Exercise brief: How many of the lines contain the string "page"? Give the number, with no other words.

Raw data:
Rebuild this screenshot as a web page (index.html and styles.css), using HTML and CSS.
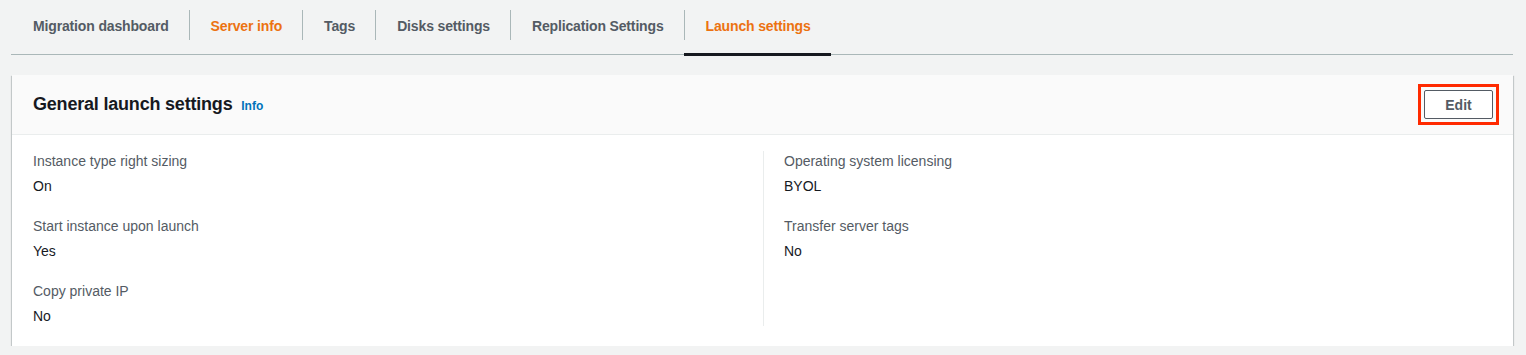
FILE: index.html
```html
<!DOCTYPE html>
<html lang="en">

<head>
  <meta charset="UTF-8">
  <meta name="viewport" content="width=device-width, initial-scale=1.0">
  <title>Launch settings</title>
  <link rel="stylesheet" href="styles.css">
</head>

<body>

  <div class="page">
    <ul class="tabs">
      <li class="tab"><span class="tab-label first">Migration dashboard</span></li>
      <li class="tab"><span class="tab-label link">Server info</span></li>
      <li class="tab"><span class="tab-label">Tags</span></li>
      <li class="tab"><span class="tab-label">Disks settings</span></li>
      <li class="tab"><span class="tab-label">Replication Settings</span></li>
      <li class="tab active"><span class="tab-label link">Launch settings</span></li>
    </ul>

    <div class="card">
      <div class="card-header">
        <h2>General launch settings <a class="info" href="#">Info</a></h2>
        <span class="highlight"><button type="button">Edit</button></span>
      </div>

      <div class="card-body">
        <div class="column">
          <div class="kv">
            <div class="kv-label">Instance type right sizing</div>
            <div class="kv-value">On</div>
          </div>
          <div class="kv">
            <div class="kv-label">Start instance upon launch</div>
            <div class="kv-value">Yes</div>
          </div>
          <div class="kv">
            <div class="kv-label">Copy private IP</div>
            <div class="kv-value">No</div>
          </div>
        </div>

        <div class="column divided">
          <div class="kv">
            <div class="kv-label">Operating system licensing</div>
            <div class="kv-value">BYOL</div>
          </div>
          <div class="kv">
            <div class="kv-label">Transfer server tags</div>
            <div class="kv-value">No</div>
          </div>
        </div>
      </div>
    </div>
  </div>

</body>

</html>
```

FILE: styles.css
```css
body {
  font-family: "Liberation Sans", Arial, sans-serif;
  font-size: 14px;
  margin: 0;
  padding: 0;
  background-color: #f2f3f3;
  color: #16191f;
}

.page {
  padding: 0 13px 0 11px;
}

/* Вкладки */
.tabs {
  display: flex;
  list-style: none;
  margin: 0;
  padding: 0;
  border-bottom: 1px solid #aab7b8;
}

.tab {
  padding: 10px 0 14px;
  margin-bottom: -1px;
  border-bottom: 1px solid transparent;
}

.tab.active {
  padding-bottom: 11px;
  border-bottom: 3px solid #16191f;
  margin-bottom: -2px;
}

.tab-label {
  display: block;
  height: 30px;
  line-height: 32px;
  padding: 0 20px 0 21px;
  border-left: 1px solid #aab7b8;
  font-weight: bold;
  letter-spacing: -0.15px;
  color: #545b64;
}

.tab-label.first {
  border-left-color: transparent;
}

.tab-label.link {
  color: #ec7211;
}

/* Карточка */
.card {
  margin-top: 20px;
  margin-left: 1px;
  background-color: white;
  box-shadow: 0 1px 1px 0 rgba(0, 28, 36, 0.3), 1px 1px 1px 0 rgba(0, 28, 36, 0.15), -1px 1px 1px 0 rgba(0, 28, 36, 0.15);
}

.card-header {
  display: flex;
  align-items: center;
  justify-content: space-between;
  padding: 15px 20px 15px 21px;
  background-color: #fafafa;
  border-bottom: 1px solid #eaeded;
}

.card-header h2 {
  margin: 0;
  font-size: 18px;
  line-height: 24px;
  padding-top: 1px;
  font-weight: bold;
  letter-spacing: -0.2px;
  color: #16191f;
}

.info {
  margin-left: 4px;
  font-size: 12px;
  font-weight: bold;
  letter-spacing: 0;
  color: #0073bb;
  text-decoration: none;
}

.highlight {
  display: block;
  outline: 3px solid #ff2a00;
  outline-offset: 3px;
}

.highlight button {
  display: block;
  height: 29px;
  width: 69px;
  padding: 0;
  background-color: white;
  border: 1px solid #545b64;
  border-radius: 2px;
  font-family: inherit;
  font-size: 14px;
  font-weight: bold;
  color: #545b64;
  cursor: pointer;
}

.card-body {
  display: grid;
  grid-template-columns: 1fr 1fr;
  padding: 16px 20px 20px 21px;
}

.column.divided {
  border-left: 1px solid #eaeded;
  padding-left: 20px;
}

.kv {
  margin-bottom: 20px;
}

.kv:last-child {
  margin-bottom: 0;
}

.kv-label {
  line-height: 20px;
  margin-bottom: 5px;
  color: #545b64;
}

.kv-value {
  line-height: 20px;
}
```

Answer below: 3